I catch up with Little Willy who’s striding on ahead – no doubt, he’s also desperate to get away from the eternal blether. At our first homestay (think 1970s youth hostel but without the lightbulbs and hot water) we rinse the sweat out of our smalls under a cold tap in the yard while Little Willy cooks our dinner, a strange combo of rice, fried potato, cheese balls (naturally), tapioca flatbread (too much chewing) and stewy stuff – all washed down by the local beer. By the time we’re done eating it’s dark. I leave the rest of the group to get pissed on the local cachaca (rustic rum) and retire to my 20 bunk room, of which I am the sole tenant.

The next day, after a thick slurry of porridge and black coffee, we’re off up the ominously named Prefecture Slit. It’s another vertiginous climb involving lots of scrabbling around on rocks and a hazardous crawl through a dripping cave. Marie-Claude is afflicted by claustrophobia and Philippe has to cover her head with a travelling tea towel so she can’t see how low the ceiling is and freak out. We make it through to the other side and the trek culminates with some staggeringly scary views down a sheer cliff face. Under Little Willy’s direction, we inch on our bellies to look over the edge. Apparently, a few years ago a freak gust blew a trekker off the edge so he’s taking no chances.
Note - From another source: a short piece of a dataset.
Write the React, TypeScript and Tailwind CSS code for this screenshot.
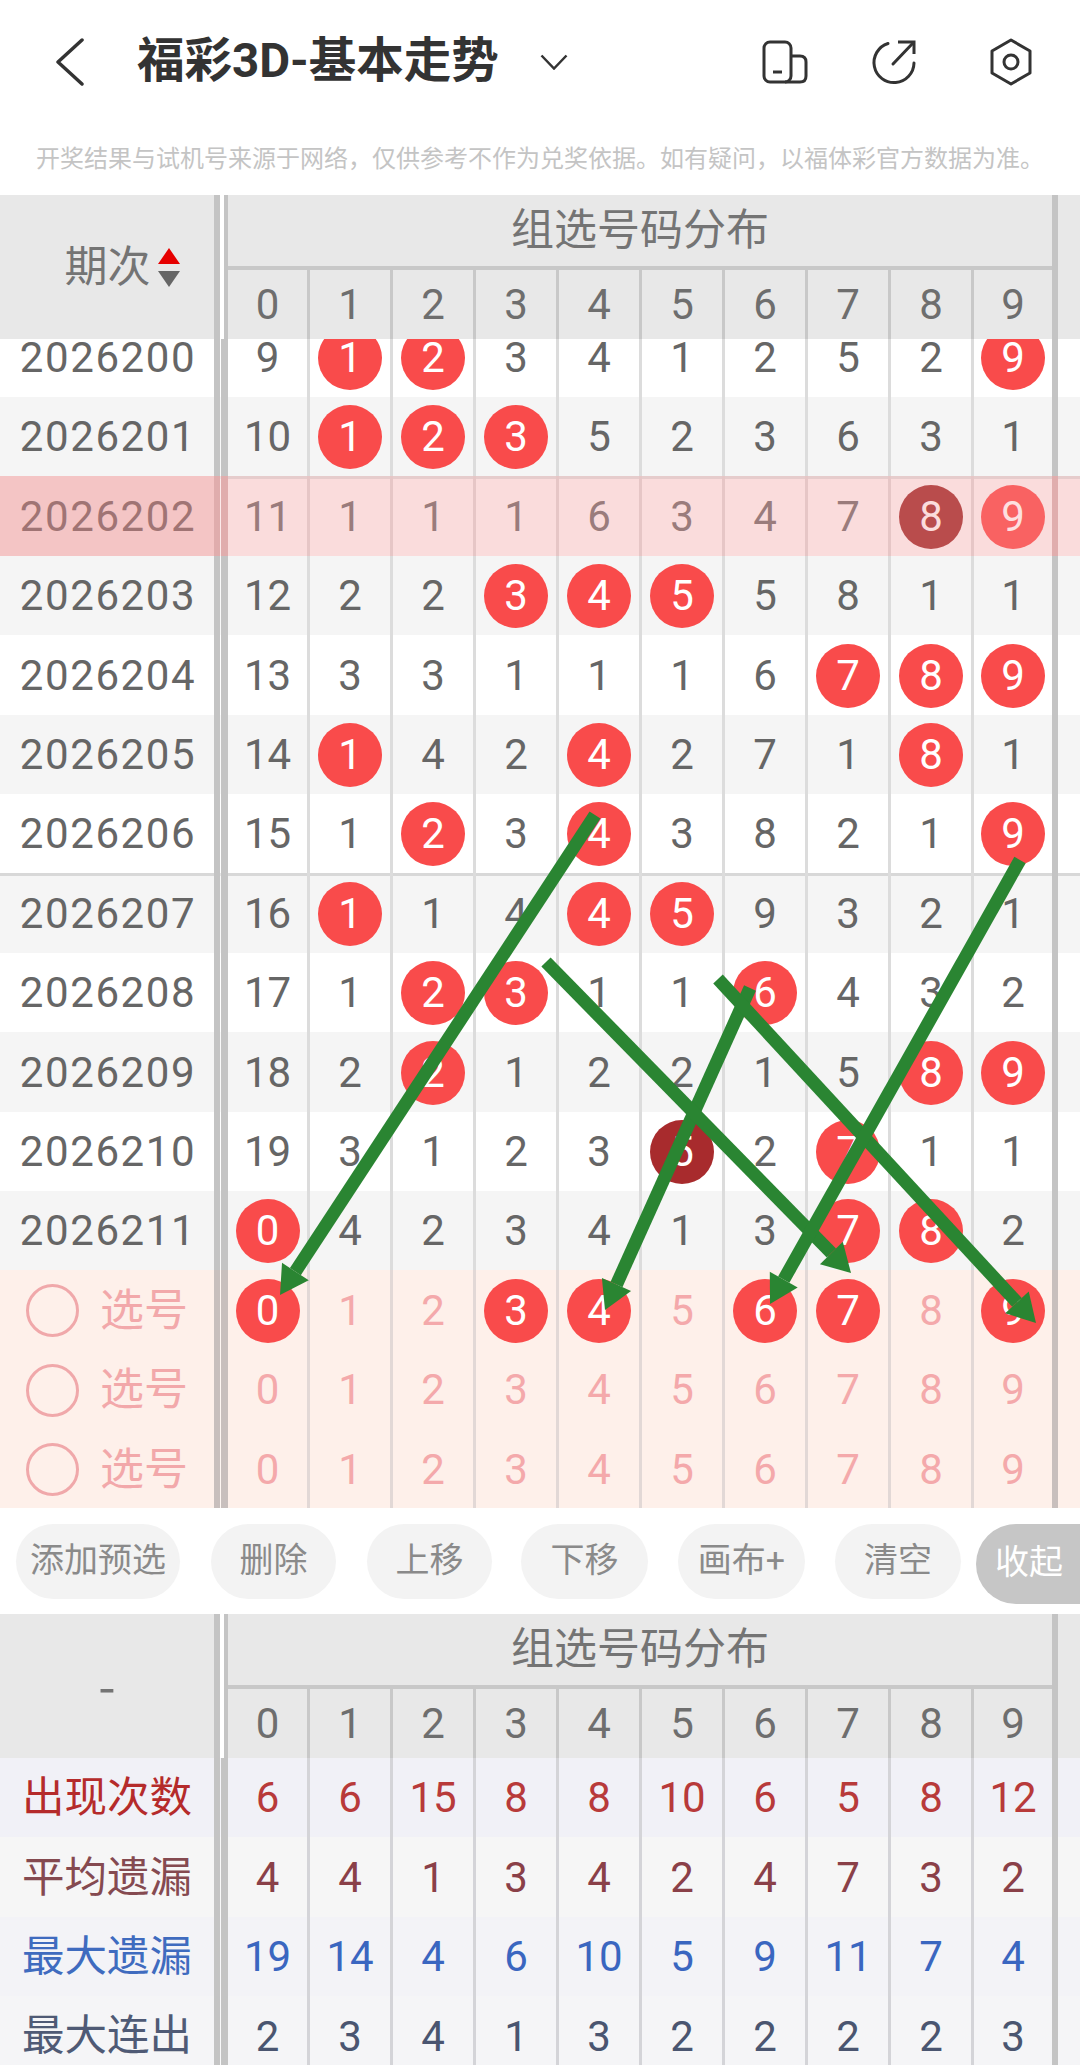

And knowing my propensity for falling over, neither am I.

That night at the homestay, the Gauls are on the cachaca again and Butch demonstrates some of her pole dancing moves. ‘It’s not sexual’ she growls flinging herself into a Martini Spin around the corner pole of the veranda. The boys, evidently feeling a prickle in their testicles, then have a press up competition. I leave them to it. The next day, we have a long 24km trek across the plateau back to the beginning of the trek. En route, we see a humming bird bathing in a creek and some wild horses. Oh yeah, and I’m so tired, on one of our periodic rests, I narrowly miss sitting on a lizard. It’s time to go home. We descend the same way we came up (so much easier without the potatoes), meet up with our driver and make our way back to Lencois where we celebrate our safe return with a can of Coke. I’m gagging to get back to Paula’s Pousada for a big old lather but my backpack (the one I’d exchanged for a bigger one at the start of the trek) has disappeared, as has our driver. I have a row on WhatsApp with the trek organiser (very difficult as a. his English is shit b. the mobile signal keeps dipping out, and c. he’s not even sure who our driver is and I don’t know how to say ‘gormless’ in French). Needless to say, at 6am the next morning said driver turns up at Paula’s and thrusts my backpack at me with a scowl. There’s no mea culpa forthcoming, nothing. Time to move on I think; before I kill. Next stop – Salvador.